INFO:hf-to-gguf:gguf: loading model part 'model.safetensors'
INFO:hf-to-gguf:output.weight, torch.float16 --> F16, shape = {3072, 32064}
INFO:hf-to-gguf:token_embd.weight, torch.float16 --> F16, shape = {3072, 32064}
INFO:hf-to-gguf:blk.0.attn_norm.weight, torch.float16 --> F32, shape = {3072}
Traceback (most recent call last):
File "/home/matt/work/llama.cpp/convert_hf_to_gguf.py", line 3547, in <module>
main()
File "/home/matt/work/llama.cpp/convert_hf_to_gguf.py", line 3541, in main
model_instance.write()
File "/home/matt/work/llama.cpp/convert_hf_to_gguf.py", line 330, in write
self.write_tensors()
File "/home/matt/work/llama.cpp/convert_hf_to_gguf.py", line 267, in write_tensors
for new_name, data in ((n, d.squeeze().numpy()) for n, d in self.modify_tensors(data_torch, name, bid)):
File "/home/matt/work/llama.cpp/convert_hf_to_gguf.py", line 234, in modify_tensors
return [(self.map_tensor_name(name), data_torch)]

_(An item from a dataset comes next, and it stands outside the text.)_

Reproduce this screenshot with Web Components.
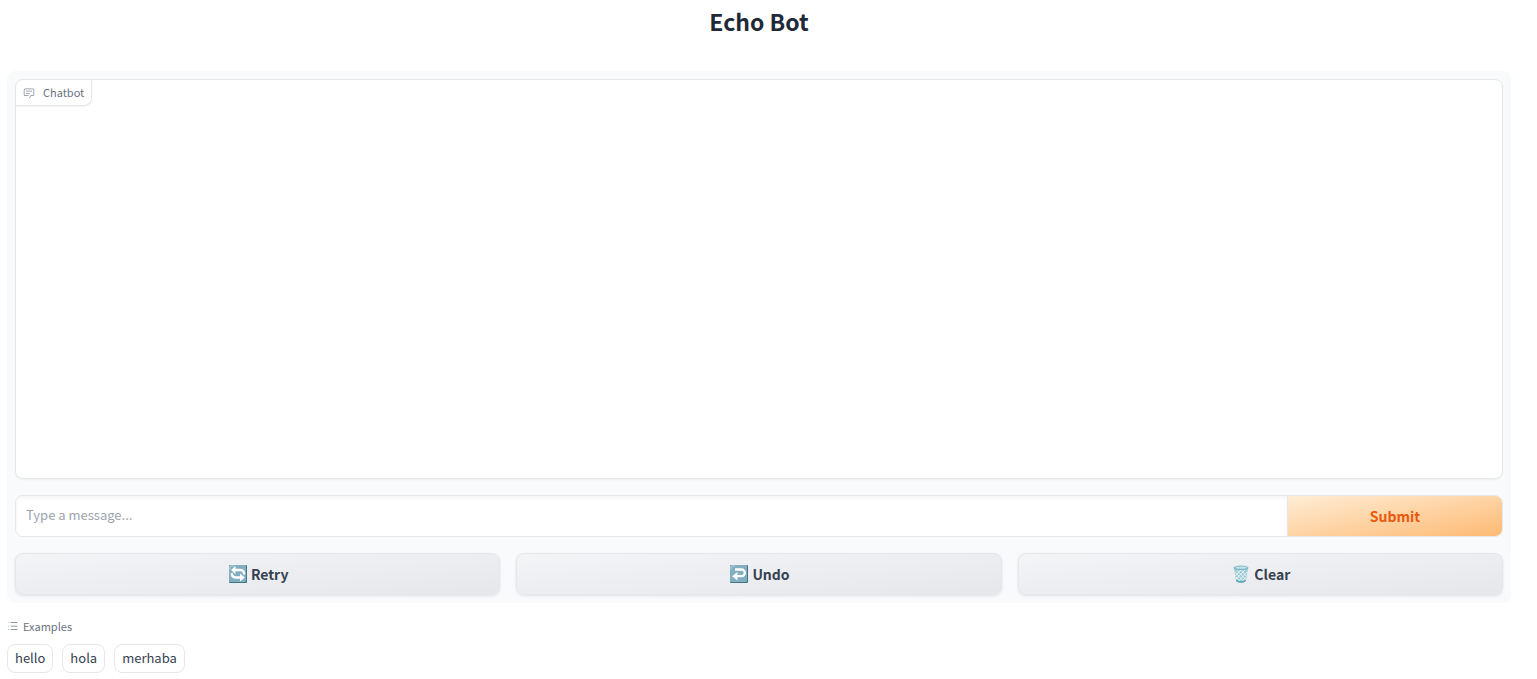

File "/home/matt/work/llama.cpp/convert_hf_to_gguf.py", line 185, in map_tensor_name
raise ValueError(f"Can not map tensor {name!r}")
ValueError: Can not map tensor 'model.layers.0.mlp.down_proj.qweight'
The error said that it cannot map through the define layer.
I was thinking, is it possible the error occur by the layer define to a new namemodel.layers.0.mlp.down_proj.qweight, but not as the original name model.layers.0.mlp.down_proj.weight?
If that so, how do I modify it?
sorry for bad English, but hope someone can help. ;-;
BR, Matt.